-- start DATA EXTRACT --

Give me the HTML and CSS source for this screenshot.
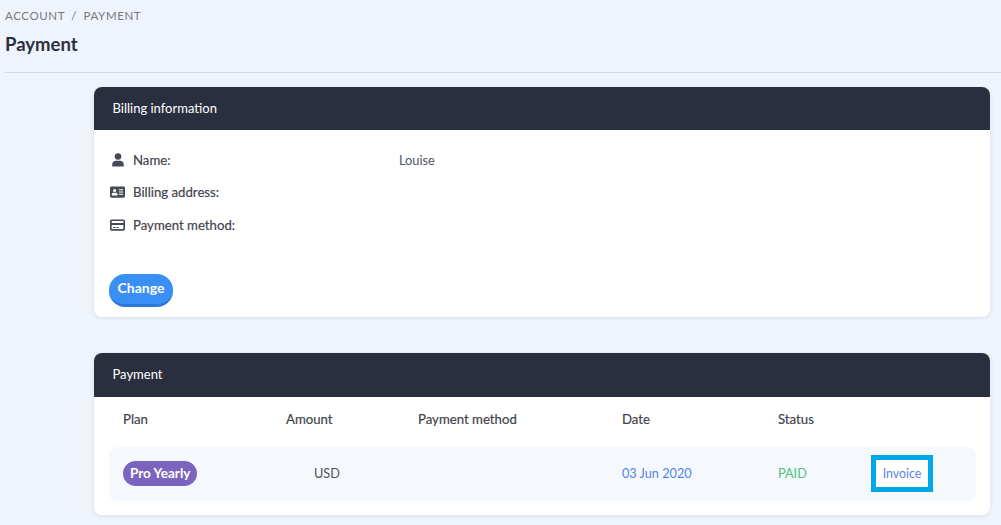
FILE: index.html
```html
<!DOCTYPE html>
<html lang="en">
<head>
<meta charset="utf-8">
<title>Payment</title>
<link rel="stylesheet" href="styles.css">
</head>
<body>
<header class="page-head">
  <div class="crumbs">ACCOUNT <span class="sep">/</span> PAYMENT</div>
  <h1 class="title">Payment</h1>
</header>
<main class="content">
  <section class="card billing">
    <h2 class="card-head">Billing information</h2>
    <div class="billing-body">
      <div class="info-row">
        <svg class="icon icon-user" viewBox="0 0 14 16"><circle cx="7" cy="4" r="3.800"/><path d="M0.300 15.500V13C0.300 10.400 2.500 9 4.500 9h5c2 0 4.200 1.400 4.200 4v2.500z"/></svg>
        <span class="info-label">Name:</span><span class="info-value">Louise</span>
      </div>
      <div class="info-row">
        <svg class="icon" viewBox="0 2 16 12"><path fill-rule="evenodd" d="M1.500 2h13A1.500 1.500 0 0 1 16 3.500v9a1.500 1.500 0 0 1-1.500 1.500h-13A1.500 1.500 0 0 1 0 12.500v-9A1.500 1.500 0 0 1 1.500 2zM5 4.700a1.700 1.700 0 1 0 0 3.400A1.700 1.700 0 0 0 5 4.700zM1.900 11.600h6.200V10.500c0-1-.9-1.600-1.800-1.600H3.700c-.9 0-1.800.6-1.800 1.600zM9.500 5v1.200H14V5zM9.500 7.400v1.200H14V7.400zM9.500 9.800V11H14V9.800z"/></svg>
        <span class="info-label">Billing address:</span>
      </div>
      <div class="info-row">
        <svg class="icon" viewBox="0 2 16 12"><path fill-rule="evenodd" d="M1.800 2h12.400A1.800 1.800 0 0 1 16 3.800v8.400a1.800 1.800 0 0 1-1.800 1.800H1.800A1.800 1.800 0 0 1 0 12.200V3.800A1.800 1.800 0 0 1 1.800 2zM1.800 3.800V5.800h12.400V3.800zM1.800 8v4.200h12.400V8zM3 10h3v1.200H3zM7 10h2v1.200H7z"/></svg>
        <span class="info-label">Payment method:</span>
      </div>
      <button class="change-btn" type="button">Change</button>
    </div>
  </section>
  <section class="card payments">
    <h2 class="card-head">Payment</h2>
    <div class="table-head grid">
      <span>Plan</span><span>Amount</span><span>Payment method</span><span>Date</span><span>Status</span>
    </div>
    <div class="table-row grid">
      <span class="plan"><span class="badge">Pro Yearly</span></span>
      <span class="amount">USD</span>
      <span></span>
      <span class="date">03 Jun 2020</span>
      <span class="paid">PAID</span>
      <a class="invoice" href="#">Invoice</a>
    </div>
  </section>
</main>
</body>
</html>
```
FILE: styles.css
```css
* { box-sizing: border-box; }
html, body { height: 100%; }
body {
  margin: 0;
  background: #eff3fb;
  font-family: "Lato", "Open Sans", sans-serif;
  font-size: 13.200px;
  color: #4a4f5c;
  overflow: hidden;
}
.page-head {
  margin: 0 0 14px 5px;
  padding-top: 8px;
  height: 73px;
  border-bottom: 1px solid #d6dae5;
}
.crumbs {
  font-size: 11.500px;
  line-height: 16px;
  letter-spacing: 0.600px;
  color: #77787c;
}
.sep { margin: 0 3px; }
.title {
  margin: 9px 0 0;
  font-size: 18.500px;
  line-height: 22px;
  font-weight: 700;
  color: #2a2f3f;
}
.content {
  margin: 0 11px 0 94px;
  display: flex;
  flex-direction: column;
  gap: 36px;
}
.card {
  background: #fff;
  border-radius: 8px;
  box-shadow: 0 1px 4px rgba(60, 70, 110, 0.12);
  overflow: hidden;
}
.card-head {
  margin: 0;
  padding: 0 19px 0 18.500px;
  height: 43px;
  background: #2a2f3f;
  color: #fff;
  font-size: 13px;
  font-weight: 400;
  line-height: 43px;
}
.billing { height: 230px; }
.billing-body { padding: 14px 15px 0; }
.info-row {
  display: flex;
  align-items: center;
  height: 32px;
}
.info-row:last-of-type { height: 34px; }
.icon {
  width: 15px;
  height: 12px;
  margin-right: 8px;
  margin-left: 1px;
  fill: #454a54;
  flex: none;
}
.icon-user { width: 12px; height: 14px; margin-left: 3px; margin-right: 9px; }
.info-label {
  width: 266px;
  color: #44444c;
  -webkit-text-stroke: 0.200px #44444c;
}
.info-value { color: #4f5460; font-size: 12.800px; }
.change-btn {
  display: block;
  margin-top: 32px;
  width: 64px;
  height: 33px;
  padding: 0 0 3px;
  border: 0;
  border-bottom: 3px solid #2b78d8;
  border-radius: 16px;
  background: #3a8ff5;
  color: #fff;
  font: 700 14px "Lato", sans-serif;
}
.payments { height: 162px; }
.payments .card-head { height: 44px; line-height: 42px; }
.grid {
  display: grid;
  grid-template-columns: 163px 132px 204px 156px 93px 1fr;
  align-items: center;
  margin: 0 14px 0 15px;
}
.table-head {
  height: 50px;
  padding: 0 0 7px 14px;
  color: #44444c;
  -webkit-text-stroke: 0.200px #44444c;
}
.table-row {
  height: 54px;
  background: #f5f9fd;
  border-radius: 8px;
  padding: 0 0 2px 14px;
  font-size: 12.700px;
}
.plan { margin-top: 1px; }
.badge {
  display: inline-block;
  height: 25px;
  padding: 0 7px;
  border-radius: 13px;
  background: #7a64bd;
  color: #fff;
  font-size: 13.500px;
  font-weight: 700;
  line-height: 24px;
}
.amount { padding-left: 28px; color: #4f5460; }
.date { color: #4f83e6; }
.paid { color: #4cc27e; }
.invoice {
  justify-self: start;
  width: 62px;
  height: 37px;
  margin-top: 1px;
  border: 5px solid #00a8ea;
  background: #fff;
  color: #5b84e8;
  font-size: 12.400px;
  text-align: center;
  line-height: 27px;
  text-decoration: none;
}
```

-- end DATA EXTRACT --

TASK =
Write out again every line above exactly as given; the pictures do not belong in the copy.

EXERCISE RESULT =
Give me the HTML and CSS source for this screenshot.
FILE: index.html
```html
<!DOCTYPE html>
<html lang="en">
<head>
<meta charset="utf-8">
<title>Payment</title>
<link rel="stylesheet" href="styles.css">
</head>
<body>
<header class="page-head">
  <div class="crumbs">ACCOUNT <span class="sep">/</span> PAYMENT</div>
  <h1 class="title">Payment</h1>
</header>
<main class="content">
  <section class="card billing">
    <h2 class="card-head">Billing information</h2>
    <div class="billing-body">
      <div class="info-row">
        <svg class="icon icon-user" viewBox="0 0 14 16"><circle cx="7" cy="4" r="3.800"/><path d="M0.300 15.500V13C0.300 10.400 2.500 9 4.500 9h5c2 0 4.200 1.400 4.200 4v2.500z"/></svg>
        <span class="info-label">Name:</span><span class="info-value">Louise</span>
      </div>
      <div class="info-row">
        <svg class="icon" viewBox="0 2 16 12"><path fill-rule="evenodd" d="M1.500 2h13A1.500 1.500 0 0 1 16 3.500v9a1.500 1.500 0 0 1-1.500 1.500h-13A1.500 1.500 0 0 1 0 12.500v-9A1.500 1.500 0 0 1 1.500 2zM5 4.700a1.700 1.700 0 1 0 0 3.400A1.700 1.700 0 0 0 5 4.700zM1.900 11.600h6.200V10.500c0-1-.9-1.600-1.800-1.600H3.700c-.9 0-1.800.6-1.800 1.600zM9.500 5v1.200H14V5zM9.500 7.400v1.200H14V7.400zM9.500 9.800V11H14V9.800z"/></svg>
        <span class="info-label">Billing address:</span>
      </div>
      <div class="info-row">
        <svg class="icon" viewBox="0 2 16 12"><path fill-rule="evenodd" d="M1.800 2h12.400A1.800 1.800 0 0 1 16 3.800v8.400a1.800 1.800 0 0 1-1.800 1.800H1.800A1.800 1.800 0 0 1 0 12.200V3.800A1.800 1.800 0 0 1 1.800 2zM1.800 3.800V5.800h12.400V3.800zM1.800 8v4.200h12.400V8zM3 10h3v1.200H3zM7 10h2v1.200H7z"/></svg>
        <span class="info-label">Payment method:</span>
      </div>
      <button class="change-btn" type="button">Change</button>
    </div>
  </section>
  <section class="card payments">
    <h2 class="card-head">Payment</h2>
    <div class="table-head grid">
      <span>Plan</span><span>Amount</span><span>Payment method</span><span>Date</span><span>Status</span>
    </div>
    <div class="table-row grid">
      <span class="plan"><span class="badge">Pro Yearly</span></span>
      <span class="amount">USD</span>
      <span></span>
      <span class="date">03 Jun 2020</span>
      <span class="paid">PAID</span>
      <a class="invoice" href="#">Invoice</a>
    </div>
  </section>
</main>
</body>
</html>
```
FILE: styles.css
```css
* { box-sizing: border-box; }
html, body { height: 100%; }
body {
  margin: 0;
  background: #eff3fb;
  font-family: "Lato", "Open Sans", sans-serif;
  font-size: 13.200px;
  color: #4a4f5c;
  overflow: hidden;
}
.page-head {
  margin: 0 0 14px 5px;
  padding-top: 8px;
  height: 73px;
  border-bottom: 1px solid #d6dae5;
}
.crumbs {
  font-size: 11.500px;
  line-height: 16px;
  letter-spacing: 0.600px;
  color: #77787c;
}
.sep { margin: 0 3px; }
.title {
  margin: 9px 0 0;
  font-size: 18.500px;
  line-height: 22px;
  font-weight: 700;
  color: #2a2f3f;
}
.content {
  margin: 0 11px 0 94px;
  display: flex;
  flex-direction: column;
  gap: 36px;
}
.card {
  background: #fff;
  border-radius: 8px;
  box-shadow: 0 1px 4px rgba(60, 70, 110, 0.12);
  overflow: hidden;
}
.card-head {
  margin: 0;
  padding: 0 19px 0 18.500px;
  height: 43px;
  background: #2a2f3f;
  color: #fff;
  font-size: 13px;
  font-weight: 400;
  line-height: 43px;
}
.billing { height: 230px; }
.billing-body { padding: 14px 15px 0; }
.info-row {
  display: flex;
  align-items: center;
  height: 32px;
}
.info-row:last-of-type { height: 34px; }
.icon {
  width: 15px;
  height: 12px;
  margin-right: 8px;
  margin-left: 1px;
  fill: #454a54;
  flex: none;
}
.icon-user { width: 12px; height: 14px; margin-left: 3px; margin-right: 9px; }
.info-label {
  width: 266px;
  color: #44444c;
  -webkit-text-stroke: 0.200px #44444c;
}
.info-value { color: #4f5460; font-size: 12.800px; }
.change-btn {
  display: block;
  margin-top: 32px;
  width: 64px;
  height: 33px;
  padding: 0 0 3px;
  border: 0;
  border-bottom: 3px solid #2b78d8;
  border-radius: 16px;
  background: #3a8ff5;
  color: #fff;
  font: 700 14px "Lato", sans-serif;
}
.payments { height: 162px; }
.payments .card-head { height: 44px; line-height: 42px; }
.grid {
  display: grid;
  grid-template-columns: 163px 132px 204px 156px 93px 1fr;
  align-items: center;
  margin: 0 14px 0 15px;
}
.table-head {
  height: 50px;
  padding: 0 0 7px 14px;
  color: #44444c;
  -webkit-text-stroke: 0.200px #44444c;
}
.table-row {
  height: 54px;
  background: #f5f9fd;
  border-radius: 8px;
  padding: 0 0 2px 14px;
  font-size: 12.700px;
}
.plan { margin-top: 1px; }
.badge {
  display: inline-block;
  height: 25px;
  padding: 0 7px;
  border-radius: 13px;
  background: #7a64bd;
  color: #fff;
  font-size: 13.500px;
  font-weight: 700;
  line-height: 24px;
}
.amount { padding-left: 28px; color: #4f5460; }
.date { color: #4f83e6; }
.paid { color: #4cc27e; }
.invoice {
  justify-self: start;
  width: 62px;
  height: 37px;
  margin-top: 1px;
  border: 5px solid #00a8ea;
  background: #fff;
  color: #5b84e8;
  font-size: 12.400px;
  text-align: center;
  line-height: 27px;
  text-decoration: none;
}
```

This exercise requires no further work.